有一次我正专心看着,都没注意到旁边什么时候坐了一个人,格桑多吉怕吵着我,坐下来没说话。我以为他也想认字,就把页面转到他面前,谁知他竟然问我,“这个多少钱”,我说几百元。“那个呢?”我不知道他指什么,他做了写字的动作,又用大拇指和食指比了厚度,又说了得到那样东西的几个人名字,我才知道他在问笔记本。我问你想要吗,他又是摇头又是点头,我说你下次考试也考很好,我们也买给你,他很笃定地又点了一下头。
格桑多吉心里兜着许多想法,虽然我不清楚,但我知道不会是坏的。我永远不会忘记他当时的表情,有点难过,又带着点向往和希望。夏天回去,我会记得带给他一本。
四龙财仁
洛桑很坏,爱给小家伙们取外号,可怜的四龙财仁就得了个挺“不雅”的——屌丝逆袭。却是大实话,四龙财仁就是我们的骄傲。

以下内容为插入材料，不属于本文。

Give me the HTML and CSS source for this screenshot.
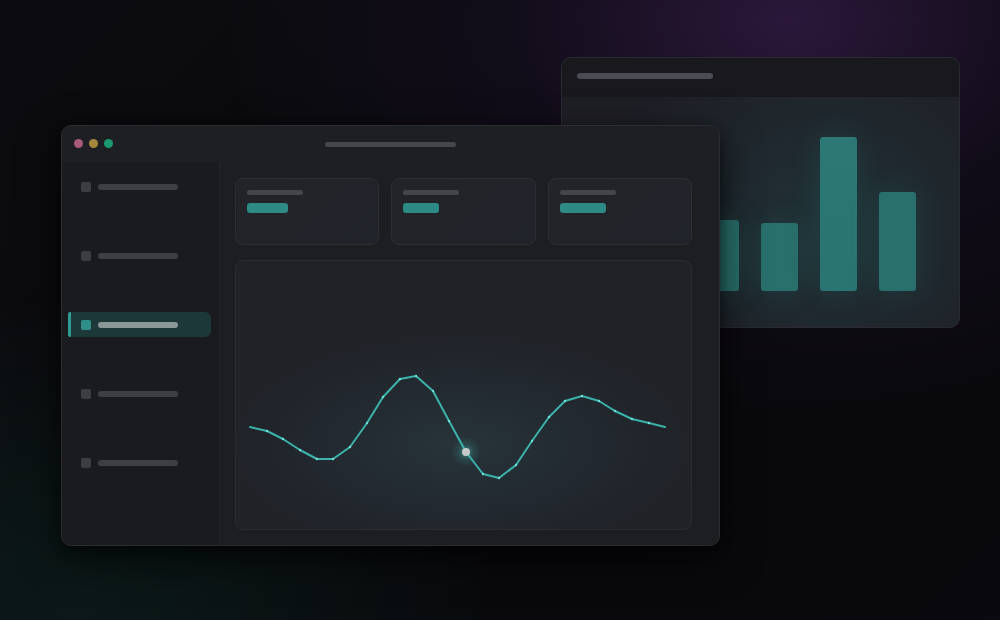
FILE: index.html
```html
<!DOCTYPE html>
<html>
<head>
<meta charset="utf-8">
<link rel="stylesheet" href="styles.css">
</head>
<body>
<div class="desktop">
  <div class="win back">
    <div class="back-head"><span class="line head-line"></span></div>
    <div class="back-body">
      <div class="bar" style="height:60px"></div>
      <div class="bar" style="height:90px"></div>
      <div class="bar" style="height:71px"></div>
      <div class="bar" style="height:68px"></div>
      <div class="bar bar-tall" style="height:154px"></div>
      <div class="bar" style="height:99px"></div>
    </div>
  </div>

  <div class="win front">
    <div class="titlebar">
      <div class="dots"><span class="dot pink"></span><span class="dot gold"></span><span class="dot green"></span></div>
      <span class="line title-line"></span>
    </div>
    <div class="content">
      <aside class="sidebar">
        <div class="item"><span class="sq"></span><span class="line item-line"></span></div>
        <div class="item"><span class="sq"></span><span class="line item-line"></span></div>
        <div class="item active"><span class="sq"></span><span class="line item-line"></span></div>
        <div class="item"><span class="sq"></span><span class="line item-line"></span></div>
        <div class="item"><span class="sq"></span><span class="line item-line"></span></div>
      </aside>
      <main class="main">
        <div class="cards">
          <div class="card"><span class="line card-label"></span><span class="pill" style="width:41px"></span></div>
          <div class="card"><span class="line card-label"></span><span class="pill" style="width:36px"></span></div>
          <div class="card"><span class="line card-label"></span><span class="pill" style="width:46px"></span></div>
        </div>
        <div class="chart">
          <svg class="chart-svg" viewBox="0 0 457 270" width="457" height="270">
            <defs>
              <radialGradient id="halo" cx="0.5" cy="0.5" r="0.5">
                <stop offset="0" stop-color="#5fd6cc" stop-opacity="0.55"/>
                <stop offset="0.5" stop-color="#3aa9a0" stop-opacity="0.18"/>
                <stop offset="1" stop-color="#3aa9a0" stop-opacity="0"/>
              </radialGradient>
              <radialGradient id="centerglow" cx="0.5" cy="0.5" r="0.5">
                <stop offset="0" stop-color="#28363c" stop-opacity="0.9"/>
                <stop offset="0.6" stop-color="#25313a" stop-opacity="0.4"/>
                <stop offset="1" stop-color="#232b33" stop-opacity="0"/>
              </radialGradient>
            </defs>
            <ellipse cx="225" cy="185" rx="250" ry="120" fill="url(#centerglow)"/>
            <polyline fill="none" stroke="#3bb3a9" stroke-width="2" stroke-linejoin="round" stroke-linecap="round"
              points="15,167 32,171 48,179 65,190 82,199 98,199 115,187 132,163 148,137 165,119 181,116 198,131 214,161 231,192 248,214 264,218 281,205 297,181 314,157 330,141 347,136 364,141 380,151 397,159 414,163 430,167"/>
            <g fill="#6fe0d6">
              <circle cx="32" cy="171" r="1.2"/><circle cx="48" cy="179" r="1.2"/><circle cx="65" cy="190" r="1.2"/>
              <circle cx="82" cy="199" r="1.2"/><circle cx="98" cy="199" r="1.2"/><circle cx="115" cy="187" r="1.2"/>
              <circle cx="132" cy="163" r="1.2"/><circle cx="148" cy="137" r="1.2"/><circle cx="165" cy="119" r="1.2"/>
              <circle cx="181" cy="116" r="1.2"/><circle cx="198" cy="131" r="1.2"/><circle cx="214" cy="161" r="1.2"/>
              <circle cx="248" cy="214" r="1.2"/><circle cx="264" cy="218" r="1.2"/><circle cx="281" cy="205" r="1.2"/>
              <circle cx="297" cy="181" r="1.2"/><circle cx="314" cy="157" r="1.2"/><circle cx="330" cy="141" r="1.2"/>
              <circle cx="347" cy="136" r="1.2"/><circle cx="364" cy="141" r="1.2"/><circle cx="380" cy="151" r="1.2"/>
              <circle cx="397" cy="159" r="1.2"/><circle cx="414" cy="163" r="1.2"/>
            </g>
            <circle cx="231" cy="192" r="15" fill="url(#halo)"/>
            <circle cx="231" cy="192" r="4" fill="#c4cac9"/>
          </svg>
        </div>
      </main>
    </div>
  </div>
</div>
</body>
</html>
```

FILE: styles.css
```css
* { box-sizing: border-box; }
html, body { margin: 0; padding: 0; }
body {
  width: 1000px;
  height: 620px;
  overflow: hidden;
  background: #0a0a0d;
  font-family: "Inter", "Liberation Sans", sans-serif;
}
.desktop {
  position: relative;
  width: 1000px;
  height: 620px;
  overflow: hidden;
  background:
    radial-gradient(ellipse 560px 400px at 790px 20px, rgba(70, 35, 95, 0.55), rgba(40, 20, 60, 0.25) 50%, rgba(0,0,0,0) 100%),
    radial-gradient(ellipse 420px 300px at 80px 600px, rgba(15, 60, 50, 0.3), rgba(0,0,0,0) 100%),
    linear-gradient(135deg, #0c0c10 0%, #09090c 60%, #0a090d 100%);
}

.line {
  display: block;
  border-radius: 3px;
}

/* back window */
.win { position: absolute; }
.back {
  left: 561px;
  top: 57px;
  width: 399px;
  height: 271px;
  border-radius: 10px;
  background: #1e1e25;
  border: 1px solid #2a2a33;
  overflow: hidden;
  display: flex;
  flex-direction: column;
}
.back-head {
  height: 39px;
  background: #18181d;
  padding: 15px 0 0 15px;
  flex: none;
}
.head-line {
  width: 136px;
  height: 6px;
  background: #4c4c54;
}
.back-body {
  flex: 1;
  display: flex;
  align-items: flex-end;
  gap: 22px;
  padding: 0 43px 36px 22px;
  background: radial-gradient(ellipse 240px 210px at 265px 130px, rgba(40, 100, 100, 0.28), rgba(0,0,0,0) 100%);
}
.bar {
  width: 37px;
  border-radius: 3px;
  background: #296f6b;
  box-shadow: 0 0 30px rgba(42, 140, 132, 0.2);
}
.bar-tall {
  background: linear-gradient(180deg, #2b7875, #2a7471);
}

/* front window */
.front {
  left: 61px;
  top: 125px;
  width: 659px;
  height: 421px;
  border-radius: 10px;
  background: #1d1e22;
  border: 1px solid #2c2d32;
  overflow: hidden;
  display: flex;
  flex-direction: column;
  box-shadow: 0 14px 40px rgba(0,0,0,0.6), 0 4px 12px rgba(0,0,0,0.4);
}
.titlebar {
  height: 36px;
  flex: none;
  background: #1e1f23;
  position: relative;
  display: flex;
  align-items: center;
  justify-content: center;
}
.dots {
  position: absolute;
  left: 12px;
  top: 13px;
  display: flex;
  gap: 6px;
}
.dot {
  width: 9px;
  height: 9px;
  border-radius: 50%;
}
.pink { background: #a95a7a; }
.gold { background: #a5873c; }
.green { background: #199a70; }
.title-line {
  width: 131px;
  height: 5px;
  background: #46474d;
}
.content {
  flex: 1;
  display: flex;
  min-height: 0;
}
.sidebar {
  width: 158px;
  flex: none;
  background: #1a1b1f;
  border-right: 1px solid #25262b;
  padding: 12px 8px 0 6px;
  display: flex;
  flex-direction: column;
  gap: 44px;
}
.item {
  height: 25px;
  display: flex;
  align-items: center;
  padding-left: 13px;
  border-radius: 6px;
  position: relative;
}
.sq {
  width: 10px;
  height: 10px;
  border-radius: 2px;
  background: #3b3d42;
  margin-right: 7px;
}
.item-line {
  width: 80px;
  height: 6px;
  background: #3d3f45;
}
.item.active {
  background: #1d3839;
}
.item.active::before {
  content: "";
  position: absolute;
  left: 0;
  top: 0;
  bottom: 0;
  width: 3px;
  background: #2f9b92;
  border-radius: 2px 0 0 2px;
}
.item.active .sq { background: #2f8f88; }
.item.active .item-line { background: #8a9898; }

.main {
  flex: 1;
  background: #1d1e22;
  padding: 16px 27px 15px 15px;
  display: flex;
  flex-direction: column;
  gap: 15px;
}
.cards {
  display: grid;
  grid-template-columns: 144px 145px 144px;
  gap: 12px;
  flex: none;
}
.card {
  height: 67px;
  border-radius: 8px;
  background: linear-gradient(135deg, #222429, #202329);
  border: 1px solid #2c2e33;
  padding: 11px 11px 0 11px;
  display: flex;
  flex-direction: column;
  gap: 8px;
}
.card-label {
  width: 56px;
  height: 5px;
  background: #44464c;
}
.pill {
  display: block;
  height: 10px;
  border-radius: 3px;
  background: #2d8a84;
}
.chart {
  flex: 1;
  border-radius: 8px;
  background: #202227;
  border: 1px solid #2a2c31;
  overflow: hidden;
  position: relative;
}
.chart-svg {
  display: block;
  position: absolute;
  left: -1px;
  top: -1px;
}
```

他跟西穹一样古灵精怪,最初也像没闹明白是怎么回事,不爱学,也不太搭理我们,总是一汪疑惑的眼神,直勾勾盯着。
转机在第一次考试。
因为考完就要去乡里的多科寺参加法会,我们便借这个时间去新龙县的则热寺瞧瞧,打算路过县城时在超市和文具店给他们买奖品。
提前几日告诉了他们考好能有奖励, 各个都好欢喜。
四龙财仁的兄弟姐妹共十一个,对,同一个妈妈生的。其中三兄弟都在这里,大哥哥根登,小哥哥松吉,四龙财仁最小。根登和松吉学习都比较认真,成绩虽不拔尖,分别也是中上和中等。
我俩都没注意到四龙财仁是怎么复习和准备考试的,总之他明明是成绩最差的那七八个小不点之一,那次考试那几个都不出所料的没上60,他却考了个75分。
我们真的很惊讶,简直喜出望外,所以在公布分数和分发奖品的时候,把他的成绩放在了倒数第四,只在98分以上的三个人之前。因为他们听不懂,我们用了很夸张的表情来进行铺垫,讲出他分数的同时,让所有人用力为他鼓掌。那个画面是非常令人动容的,所有人都发自内心为他骄傲,几十双小手拍得巴巴响,那几天我们的教室是马路边借来的狭小屋子,我们沉浸在这个集体的欢乐里,外界的一切都跟我们没有了关系。
我们不太会把成绩好的作为榜样反复放在成绩差的人面前,因为成绩最好的几个除了努力,确实也有天赋在加持。但我们从来不惮也不回避表扬进步大的,并把他们夸作学习看齐的对象。
四龙财仁从此一天比一天发奋,一天比一天进步大,俨然挤进了“优等生”的行列。每堂课都能把黑板上的新词全部记住,地上、椅子上到处留下他认真写字的模样。功夫不负有心人,第二次考试比第一次难,但他考上了80,比小哥哥考得好,和大哥哥分数相同。
他的话也不多,但表情总是让人寻味,小脑袋瓜不知道在想些什么。但那不重要,儿童正因着他们不按常理出牌的自然和多样性才如此可爱。我们的交流更多是眼神,或者拍拍肩,他就知道我们在对他说,“你真的好棒”。